Public schools in Nigeria have also been afflicted by corruption and greed. By the way, in Nigeria, everybody who works with or for the government is in one way or another corrupt. Public schools in Nigeria lack basic facilities like chairs for the students to sit on. I am disgusted just thinking that education funds are also being embezzled by government officials.

In 2013, I came across a story about some government officers (in the ministry of education, Ogun state) who had allegedly misappropriated education funds. Some of them were women. You would think that a woman’s position on embezzling education funds would be altogether different because at a point in our history many traditional settings denied girls access to education, but corruption is a b*tch!

Every morning on my way to work, I see many public school students in their hundreds (around Ijora, Apapa, Lagos state) roaming the streets, laughing and chatting away. Almost all of these children come from hard neighbourhoods of gangs and hooligans, where dropping out of school is the norm.
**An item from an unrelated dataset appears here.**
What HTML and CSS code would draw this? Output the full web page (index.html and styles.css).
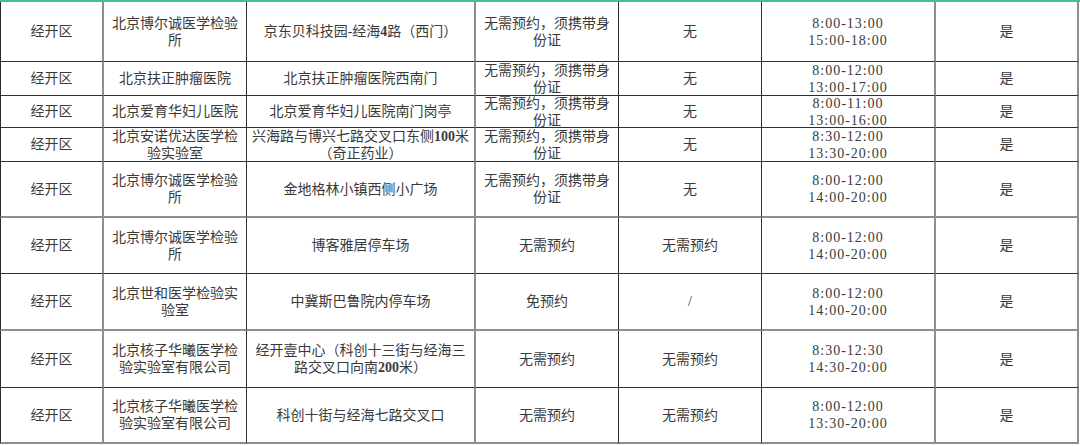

And many of them will drop out of school to take on the street life; except we all do something.

All I am asking for is your own 2kobos. You will never be able to stop the crippling effects of corruption on all innocent average Nigerians. Your efforts may not even affect the increasing rate at which many Nigerians drop out of school, but your efforts matter all the same. Because for every child whose future you alter positively, you contribute to the work of giving Nigeria a new/ better narrative.